Pippin seems to accept the common gloss of Aristotelian (potential) intellect as “passive”. Although this particular equation of potential with passive is common among Latin scholastics, it is an interpolation that does not come from Aristotle himself. At the same time, scholastic discourse in general was actually full of talk about the human subject and its complex relations of activity and passivity, especially in theological contexts. Meanwhile Plato and Aristotle already also emphasized the discursive character of thought — its relation to dialogue and articulation in language, and the importance of development and mediation.
I think it is a serious historical error to say that Aristotelian “intellect” (nous) just passively receives intelligibles, and we had to wait for Kant to get any different view. What Kant did was to deny that the understanding (as distinct from sensibility) passively receives anything at all, while developing a very original account of the active aspect of understanding (and imagination) in the synthesis of experience. The historic source of the common-but-not-universal traditional assumption of an overall passivity of intellect is neither Aristotelian nor Platonic, but rather Stoic.
Aristotle speaks of potential intellect as being “nothing at all” before it begins to think.
The great Arabic commentator Averroes argued that potential and actual intellect were hylomorphically inseparable and only analytically distinguishable, and also that potential intellect, even taken by itself, had some active characteristics. Meanwhile he also spoke of a third, more passive “intellect” that was not really intellect, but rather associated with a part of the Aristotelian imagination that he called the cogitative faculty. Even this is not truly passive.
Alexander of Aphrodisias had described potential intellect in terms similar to that of Averroes’ cogitative faculty, and Aquinas partially endorsed the position of Alexander. On the other hand, unlike Alexander, Aquinas also located located actual intellect within the soul. Things are further complicated by Aquinas’ introduction of the natural light of reason and his defense of a variant of the medieval doctrine of passively received “species”. Neither of these comes from Aristotle.
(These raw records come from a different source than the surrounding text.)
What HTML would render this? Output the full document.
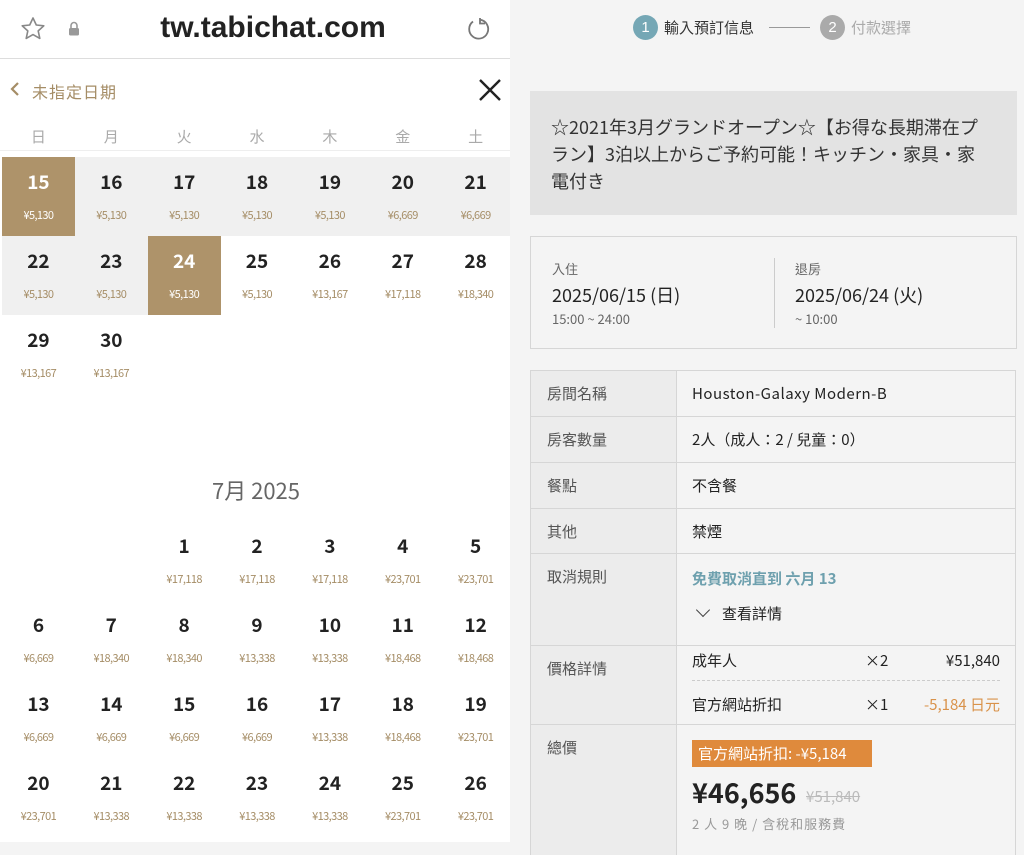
<!DOCTYPE html>
<html><head><meta charset="utf-8"><style>
*{margin:0;padding:0;box-sizing:border-box}
body{width:1024px;height:842px;overflow:hidden;background:#f4f4f4;font-family:"Liberation Sans","Noto Sans CJK TC",sans-serif;position:relative}
.abs{position:absolute}
#left{position:absolute;left:0;top:0;width:510px;height:842px;background:#fff;overflow:hidden}
.row{position:absolute;left:2px;width:510px;height:79px;display:flex}
.c{width:72.86px;height:79px;text-align:center;position:relative}
.c b{display:block;position:absolute;top:11px;left:0;right:0;font-size:19px;font-weight:600;color:#222;font-family:"Noto Sans CJK TC",sans-serif}
.c i{display:block;position:absolute;top:50px;left:0;right:0;font-size:11px;font-style:normal;color:#a58d66;letter-spacing:-.6px;font-family:"Noto Sans CJK TC",sans-serif}
.g{background:#f0f0f0}
.s{background:#ae936a}
.s b,.s i{color:#fff}
.wk{position:absolute;top:126px;left:2px;width:510px;display:flex;font-size:15px;color:#aaa;font-family:"Noto Sans CJK TC",sans-serif}
.wk span{width:72.86px;text-align:center}
.tb{position:absolute;left:530px;width:486px;border:1px solid #d6d6d6;border-bottom:none;font-family:"Noto Sans CJK TC",sans-serif}
.tr{display:flex;border-bottom:1px solid #d6d6d6}
.tl{width:146px;background:#ececec;border-right:1px solid #d6d6d6;padding:12px 0 0 16px;font-size:15px;color:#555}
.tv{flex:1;padding:12px 0 0 15px;font-size:15px;color:#222}
</style></head><body>
<div id="left">
 <div class="abs" style="left:0;top:58px;width:510px;height:1px;background:#ddd"></div>
 <svg class="abs" style="left:20px;top:16px" width="26" height="26" viewBox="0 0 26 26"><path d="M13 2l3.3 7 7.5.8-5.6 5.1 1.6 7.5L13 18.6l-6.8 3.8 1.6-7.5L2.2 9.8l7.5-.8z" fill="none" stroke="#888" stroke-width="1.6" stroke-linejoin="round"/></svg>
 <svg class="abs" style="left:68px;top:21px" width="12" height="15" viewBox="0 0 12 15"><path d="M3 7V4.5a3 3 0 0 1 6 0V7" fill="none" stroke="#999" stroke-width="1.6"/><rect x="1" y="7" width="10" height="7.5" rx="1.5" fill="#999"/></svg>
 <div class="abs" style="left:0;width:546px;top:11px;text-align:center;font-size:30px;font-weight:700;color:#222;font-family:'Liberation Sans',sans-serif">tw.tabichat.com</div>
 <svg class="abs" style="left:465px;top:16px" width="26" height="26" viewBox="0 0 26 26"><path d="M8 5.5A9.5 9.5 0 1 0 15 3.7" fill="none" stroke="#777" stroke-width="1.8"/><path d="M15 2v5.5h5" fill="none" stroke="#777" stroke-width="1.8"/></svg>
 <svg class="abs" style="left:8px;top:81px" width="14" height="16" viewBox="0 0 14 16"><path d="M10 2L4 8l6 6" fill="none" stroke="#a58d66" stroke-width="2.2"/></svg>
 <div class="abs" style="left:32px;top:79px;font-size:16px;color:#a58d66;letter-spacing:1px;font-family:'Noto Sans CJK TC',sans-serif">未指定日期</div>
 <svg class="abs" style="left:477px;top:77px" width="26" height="26" viewBox="0 0 26 26"><path d="M3 3l20 20M23 3L3 23" stroke="#222" stroke-width="2.4"/></svg>
 <div class="wk"><span>日</span><span>月</span><span>火</span><span>水</span><span>木</span><span>金</span><span>土</span></div>
 <div class="abs" style="left:0;top:150px;width:510px;height:1px;background:#eee"></div>
 <div class="row" style="top:157px"><div class="c s"><b>15</b><i>¥5,130</i></div><div class="c g"><b>16</b><i>¥5,130</i></div><div class="c g"><b>17</b><i>¥5,130</i></div><div class="c g"><b>18</b><i>¥5,130</i></div><div class="c g"><b>19</b><i>¥5,130</i></div><div class="c g"><b>20</b><i>¥6,669</i></div><div class="c g"><b>21</b><i>¥6,669</i></div></div>
 <div class="row" style="top:236px"><div class="c g"><b>22</b><i>¥5,130</i></div><div class="c g"><b>23</b><i>¥5,130</i></div><div class="c s"><b>24</b><i>¥5,130</i></div><div class="c"><b>25</b><i>¥5,130</i></div><div class="c"><b>26</b><i>¥13,167</i></div><div class="c"><b>27</b><i>¥17,118</i></div><div class="c"><b>28</b><i>¥18,340</i></div></div>
 <div class="row" style="top:315px"><div class="c"><b>29</b><i>¥13,167</i></div><div class="c"><b>30</b><i>¥13,167</i></div></div>
 <div class="abs" style="left:0;width:512px;top:474px;text-align:center;font-size:22px;color:#666;font-family:'Noto Sans CJK TC',sans-serif">7月 2025</div>
 <div class="row" style="top:521px"><div class="c"></div><div class="c"></div><div class="c"><b>1</b><i>¥17,118</i></div><div class="c"><b>2</b><i>¥17,118</i></div><div class="c"><b>3</b><i>¥17,118</i></div><div class="c"><b>4</b><i>¥23,701</i></div><div class="c"><b>5</b><i>¥23,701</i></div></div>
 <div class="row" style="top:600px"><div class="c"><b>6</b><i>¥6,669</i></div><div class="c"><b>7</b><i>¥18,340</i></div><div class="c"><b>8</b><i>¥18,340</i></div><div class="c"><b>9</b><i>¥13,338</i></div><div class="c"><b>10</b><i>¥13,338</i></div><div class="c"><b>11</b><i>¥18,468</i></div><div class="c"><b>12</b><i>¥18,468</i></div></div>
 <div class="row" style="top:679px"><div class="c"><b>13</b><i>¥6,669</i></div><div class="c"><b>14</b><i>¥6,669</i></div><div class="c"><b>15</b><i>¥6,669</i></div><div class="c"><b>16</b><i>¥6,669</i></div><div class="c"><b>17</b><i>¥13,338</i></div><div class="c"><b>18</b><i>¥18,468</i></div><div class="c"><b>19</b><i>¥23,701</i></div></div>
 <div class="row" style="top:758px"><div class="c"><b>20</b><i>¥23,701</i></div><div class="c"><b>21</b><i>¥13,338</i></div><div class="c"><b>22</b><i>¥13,338</i></div><div class="c"><b>23</b><i>¥13,338</i></div><div class="c"><b>24</b><i>¥13,338</i></div><div class="c"><b>25</b><i>¥23,701</i></div><div class="c"><b>26</b><i>¥23,701</i></div></div>
</div>

<div class="abs" style="left:633px;top:15px;width:25px;height:25px;border-radius:50%;background:#75a7b5;color:#fff;font-size:15px;text-align:center;line-height:25px">1</div>
<div class="abs" style="left:664px;top:17px;font-size:15px;color:#333;font-family:'Noto Sans CJK TC',sans-serif">輸入預訂信息</div>
<div class="abs" style="left:769px;top:27px;width:41px;height:1px;background:#999"></div>
<div class="abs" style="left:820px;top:15px;width:25px;height:25px;border-radius:50%;background:#aaa;color:#fff;font-size:15px;text-align:center;line-height:25px">2</div>
<div class="abs" style="left:851px;top:17px;font-size:15px;color:#aaa;font-family:'Noto Sans CJK TC',sans-serif">付款選擇</div>

<div class="abs" style="left:530px;top:91px;width:487px;height:124px;background:#e3e3e3;padding:23px 30px 0 21px;font-size:18px;line-height:27px;color:#333;font-family:'Noto Sans CJK JP',sans-serif">☆2021年3月グランドオープン☆【お得な長期滞在プラン】3泊以上からご予約可能！キッチン・家具・家電付き</div>

<div class="abs" style="left:530px;top:236px;width:487px;height:113px;border:1px solid #d6d6d6;font-family:'Noto Sans CJK TC',sans-serif">
 <div class="abs" style="left:21px;top:22px;font-size:13px;color:#666">入住</div>
 <div class="abs" style="left:21px;top:45px;font-size:18px;color:#222">2025/06/15 (日)</div>
 <div class="abs" style="left:21px;top:72px;font-size:13px;color:#666">15:00 ~ 24:00</div>
 <div class="abs" style="left:243px;top:21px;width:1px;height:70px;background:#ccc"></div>
 <div class="abs" style="left:264px;top:22px;font-size:13px;color:#666">退房</div>
 <div class="abs" style="left:264px;top:45px;font-size:18px;color:#222">2025/06/24 (火)</div>
 <div class="abs" style="left:264px;top:72px;font-size:13px;color:#666">~ 10:00</div>
</div>

<div class="tb" style="top:370px">
 <div class="tr" style="height:46px"><div class="tl">房間名稱</div><div class="tv" style="letter-spacing:.5px">Houston-Galaxy Modern-B</div></div>
 <div class="tr" style="height:46px"><div class="tl">房客數量</div><div class="tv">2人（成人：2 / 兒童：0）</div></div>
 <div class="tr" style="height:46px"><div class="tl">餐點</div><div class="tv">不含餐</div></div>
 <div class="tr" style="height:45px"><div class="tl">其他</div><div class="tv">禁煙</div></div>
 <div class="tr" style="height:92px"><div class="tl">取消規則</div><div class="tv" style="padding-top:14px"><div style="color:#6ea0ae;font-weight:600">免費取消直到 六月 13</div><div style="margin-top:14px;padding-left:2px"><span style="display:inline-block;width:10px;height:10px;border-right:1.5px solid #444;border-bottom:1.5px solid #444;transform:rotate(45deg);margin:0 14px 4px 4px"></span>查看詳情</div></div></div>
 <div class="tr" style="height:79px"><div class="tl">價格詳情</div><div class="tv" style="padding:0 15px;position:relative">
   <div class="abs" style="left:15px;top:4px">成年人</div><div class="abs" style="left:188px;top:4px">×2</div><div class="abs" style="right:15px;top:4px">¥51,840</div>
   <div class="abs" style="left:15px;right:15px;top:34px;border-top:1px dashed #ccc"></div>
   <div class="abs" style="left:15px;top:48px">官方網站折扣</div><div class="abs" style="left:188px;top:48px">×1</div><div class="abs" style="right:15px;top:48px;color:#d9924a">-5,184 日元</div>
 </div></div>
 <div class="tr" style="height:130px;border:none"><div class="tl">總價</div><div class="tv" style="position:relative">
   <div class="abs" style="left:15px;top:15px;background:#df8a3c;color:#fff;padding:0 6px;height:27px;line-height:27px;font-size:15px;width:180px">官方網站折扣: -¥5,184</div>
   <div class="abs" style="left:15px;top:47px;font-size:27px;font-weight:700;color:#222">¥46,656</div>
   <div class="abs" style="left:129px;top:61px;font-size:15px;color:#bbb;text-decoration:line-through">¥51,840</div>
   <div class="abs" style="left:15px;top:89px;font-size:13px;color:#999;letter-spacing:1px">2 人 9 晚 / 含稅和服務費</div>
 </div></div>
</div>
</body></html>
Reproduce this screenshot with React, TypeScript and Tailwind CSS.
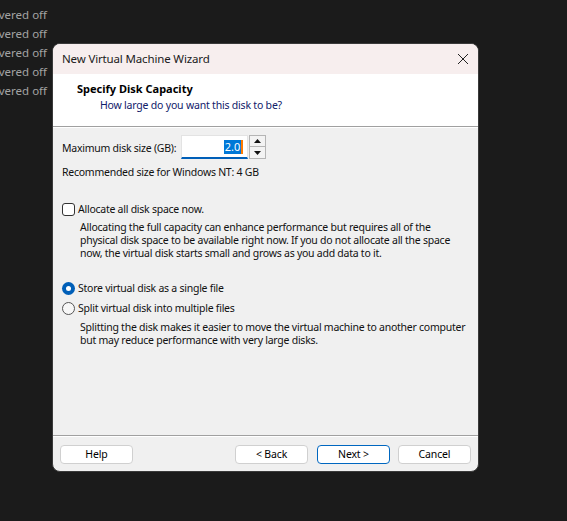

Pippin doesn’t mention actual or “active” intellect explicitly, but all historic versions of Aristotelianism recognize some variant of this. In Metaphysics book Lambda, Aristotle repeatedly stresses the actual side of intellect. No one claims that actual intellect is passive. The problem is that Aristotle’s own account of intellect has a very minimalist character.
Aristotle himself is partially to blame for the historic unclarity on the activity and passivity of intellect. He suggests an analogy between intellect and sense perception. The latter is described mainly in passive language, though even perception in Aristotle is not entirely passive. I think the analogy of intellect to sense perception is intended only as a kind of first approximation in terms of something more universally familiar, but most of the Latin tradition took it as decisive, and treated intelligibles as things passively received. Still, this is far from the whole story about views of activity and passivity in the human being.
Pippin generally does a great job explaining Aristotelian points. This one about passive intellect is an exception. An extenuating circumstance is that Hegel too seems to have a blind spot on this particular Aristotelian issue.
I wonder about the relation of this to Pippin’s claim in a footnote about “the emergence of subjectivity”, “not just in philosophy but as a world-historic event. At the end of the sixteenth and beginning of the seventeenth century, some sort of awareness that the world and others were not unproblematically available for observers and agents, but that the subject was in some sort of relation to itself in its possible relation to the world and others, was clearly emerging in Cervantes, Caravaggio, Shakespeare, and others, until it finally found its radical philosophical expression in Descartes” (Hegel’s Realm of Shadows, p. 266n).
It’s fine to celebrate the creativity of late Renaissance and early modern literature, but the rather cliché reference to Descartes is disappointing after such excellent work on all of Kant and Hegel’s efforts to overcome early modern prejudices, and on Hegel’s explicit recovery of many Aristotelian insights, of which early modernity generally had lost sight. Standard as Pippin’s view is on the alleged pivotal role of Descartes in giving philosophical expression to subjectivity, it is simplistic and historically wrong.
Forms of subjectivity have indeed developed historically, but subjectivity did not just “emerge” in early modernity. This is a huge and intricate topic, in which I am extremely interested and on which I have written more than a bit already. Alain de Libera has made major contributions in this area with his “archaeology of the subject”.